Jornal da Band

Brasileiros que dão orgulho: a superação de João Carlos Martins

A história de um artista que se tornou símbolo

Da Redação, com Jornal da Band

Partitura alinhada, canção escolhida. Os dez dedos, depois de muitos anos, tocam as teclas do piano com perfeição.

Bach, Mozart e tantos outros artistas ecoam na sala. Nem parece que, há tão pouco tempo, o paulistano João Carlos Martins dizia adeus a sua maior paixão da vida.

Foram 24 cirurgias na mão, fruto de acidentes e da distonia, que acompanha João desde 1958.

A doença tem origem no cérebro. É como se houvesse um defeito pelo excesso de uso. As mãos e os dedos param de atender aos comandos que antes eram quase automáticos. É a chamada “doença dos músicos”.

“A distonia, nas primeiras horas da manhã, não aparece. Vai aparecendo durante o dia, cada vez crescendo mais durante o dia. Então, durante toda minha vida, eu ia para o camarim do teatro às 15h, e como eu consigo dormir a hora que eu quero, eu dormia até 10 minutos antes do concerto, e eu sempre entrei no palco em qualquer lugar do mundo como se fosse 7h”, conta.

Por anos, João até conseguiu enganar o próprio corpo. Mas parar foi necessário.

“Eu toquei o último concerto, e a dor era tão monumental que eu sabia que, dois dias depois, eu ia fazer a operação nos EUA para cortar o nervo, e que nunca mais eu poderia tocar profissionalmente com as duas mãos”, lembrou o maestro.

As luvas e a volta ao piano

O impossível acontecia no começo de 2020: o recomeço.

As lágrimas escorriam em um rosto emocionado, enquanto a música ressoava pela casa.

Por trás de tamanho feito, uma luva biônica criada pelo designer Bira Costa, que mora no interior de São Paulo. Um inventor que não se conformou com o adeus de João aos pianos.

Foram cinco protótipos até que João voltasse a dedilhar o piano com as duas mãos.

“Eu criei as peças na impressora 3D, fiz o chassi, e as partes das lâminas eu coloquei de forma que elas tenham um efeito memória. É como uma mola: aperta e ela puxa os dedos para cima. O maestro, como tem a distonia, ele tem força – ele abre e fecha a mão, mas tem força para fechar, mas não mais para abrir. Então os dedos apertavam a tecla e ficavam”, descreve Bira.
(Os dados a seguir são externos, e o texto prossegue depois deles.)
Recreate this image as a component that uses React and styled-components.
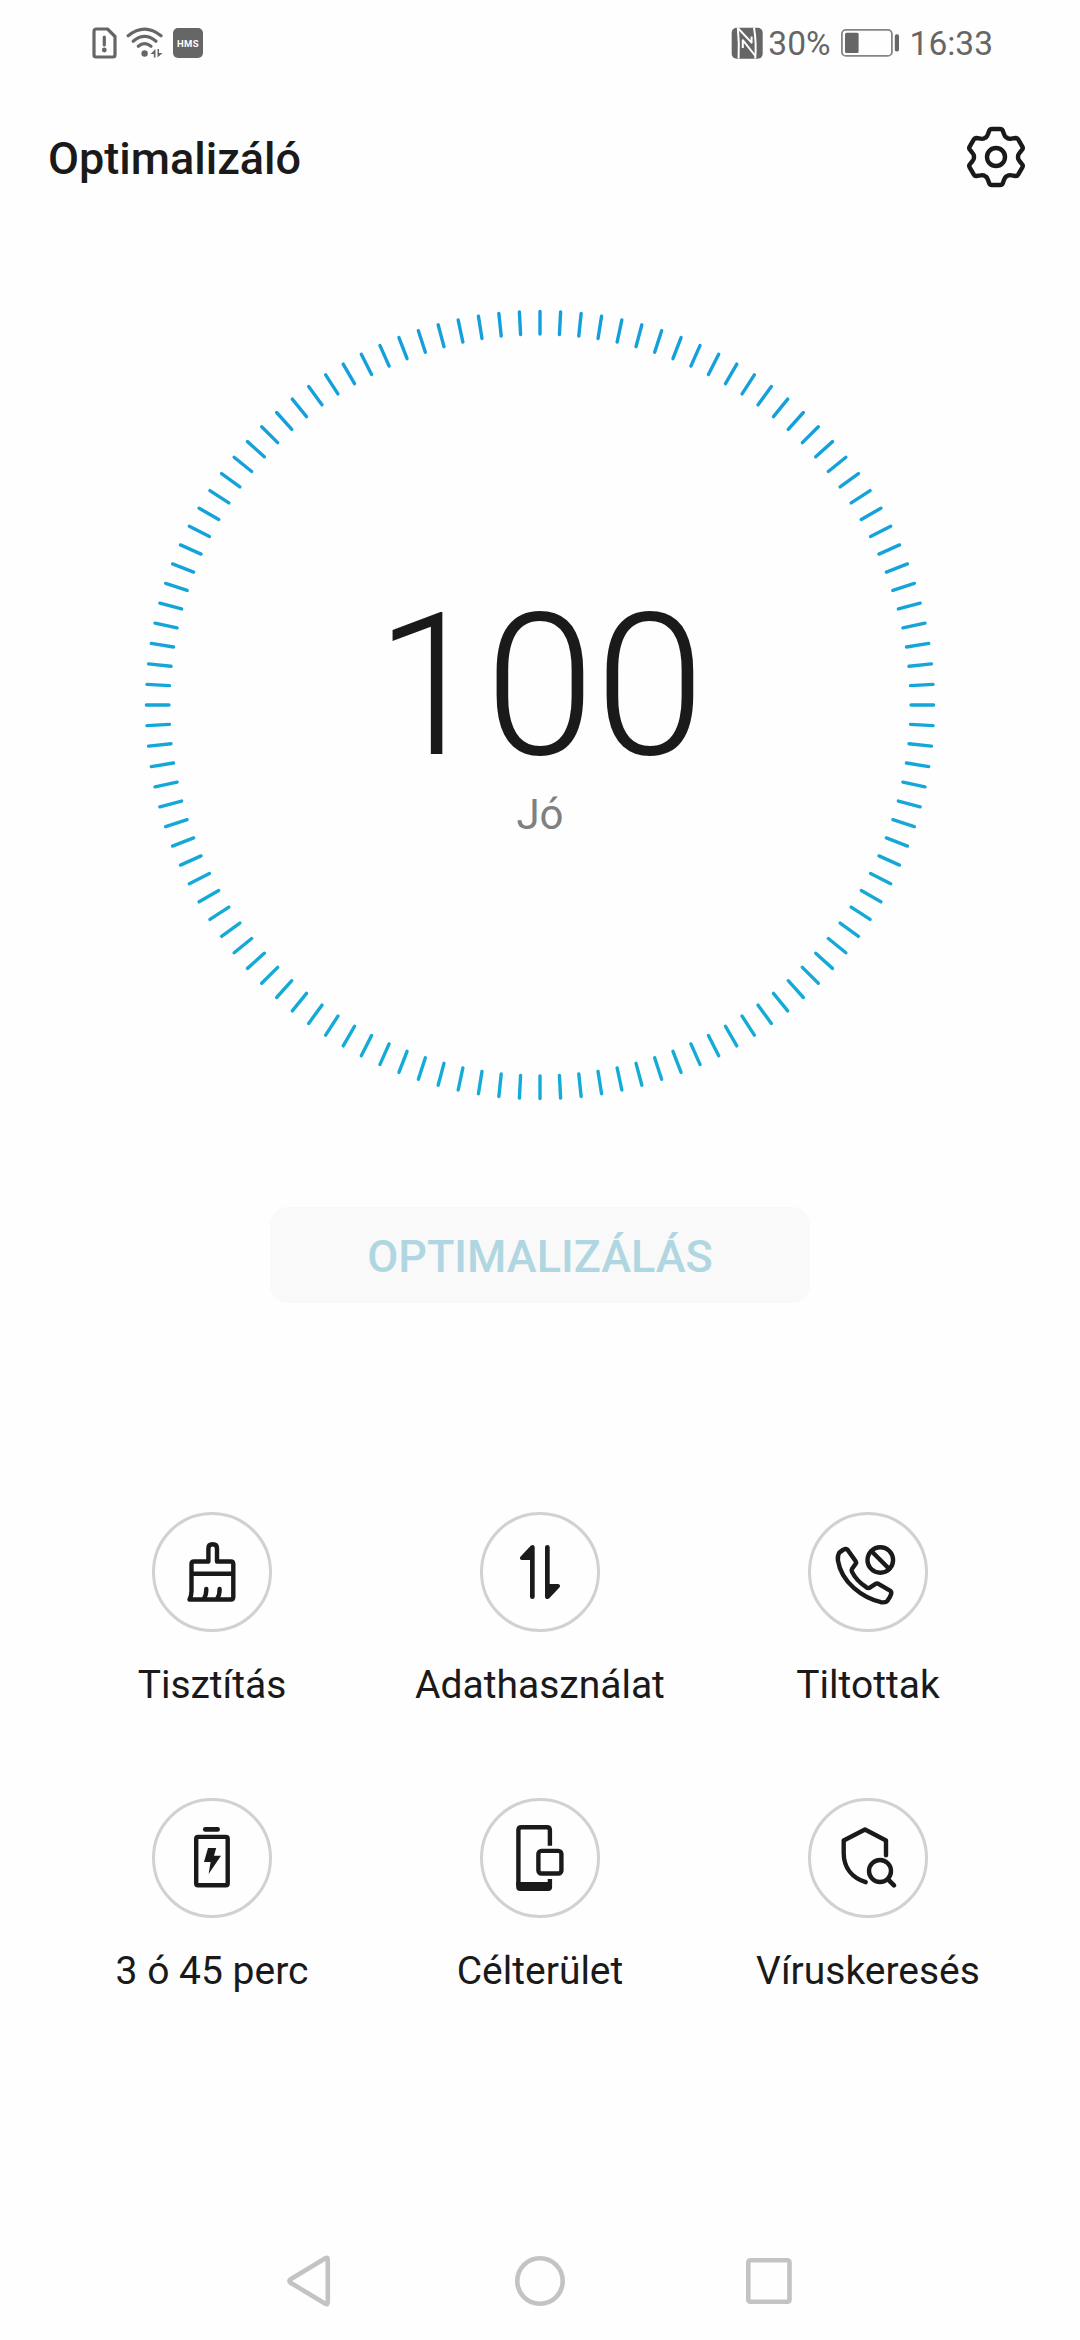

Hoje as luvas ajudam pessoas com a mesma deficiência ao redor do mundo, provando que o design também é uma ciência.

“Só tem um jeito de você não usar design de produto, que é se você for para a selva e ficar pelado lá no meio da selva. É o único jeito que você não usa design de produto no dia a dia”, brinca o designer.

O piano e o maestro João Carlos Martins têm exatamente a mesma idade: 80 anos. Oitenta anos fazendo muita música pelo mundo. Aliás, o maestro tem uma fórmula, que é manter a tradição, mas sempre se reinventando. Uma lição, um legado, que ele quer passar para as próximas gerações.

Aos 20 anos, lá estava ele, estreando no Carnegie Hall, nos Estados Unidos, tocando a obra de Bach. João Carlos gravou todas as composições do alemão à perfeição, e em uma velocidade impressionante. Tocava 21 notas por segundo.

Na pandemia do novo coronavírus e com as luvas, o maestro se reencontrou. Treina como se estivesse aprendendo o instrumento outra vez. Erra, repete, até atingir a perfeição.

“Eu estudo tanto... Quando chega 19h, eu falo: ‘meu Deus, acabou o dia’”, relata.

O reencontro também foi com o público. Os teatros cheios, no entanto, deram lugar a carros.

A volta aos pianos não aposentou a nova função: a de maestro da Orquestra Bachiana. Para o futuro, a meta é renovar a música brasileira com novos talentos. E no ano que vem, coroar, no mesmo palco onde tudo começou, o seu primeiro grande concerto – mostrando que nunca é tarde para recomeçar.

“O brasileiro tem que pensar numa diversidade para criar uma plataforma para criar mais alto e guardar algo na cabeça para sempre. Você corre, corre, corre atrás dos seus sonhos; quando você menos espera, o sonho acaba correndo atrás de você”, conclui.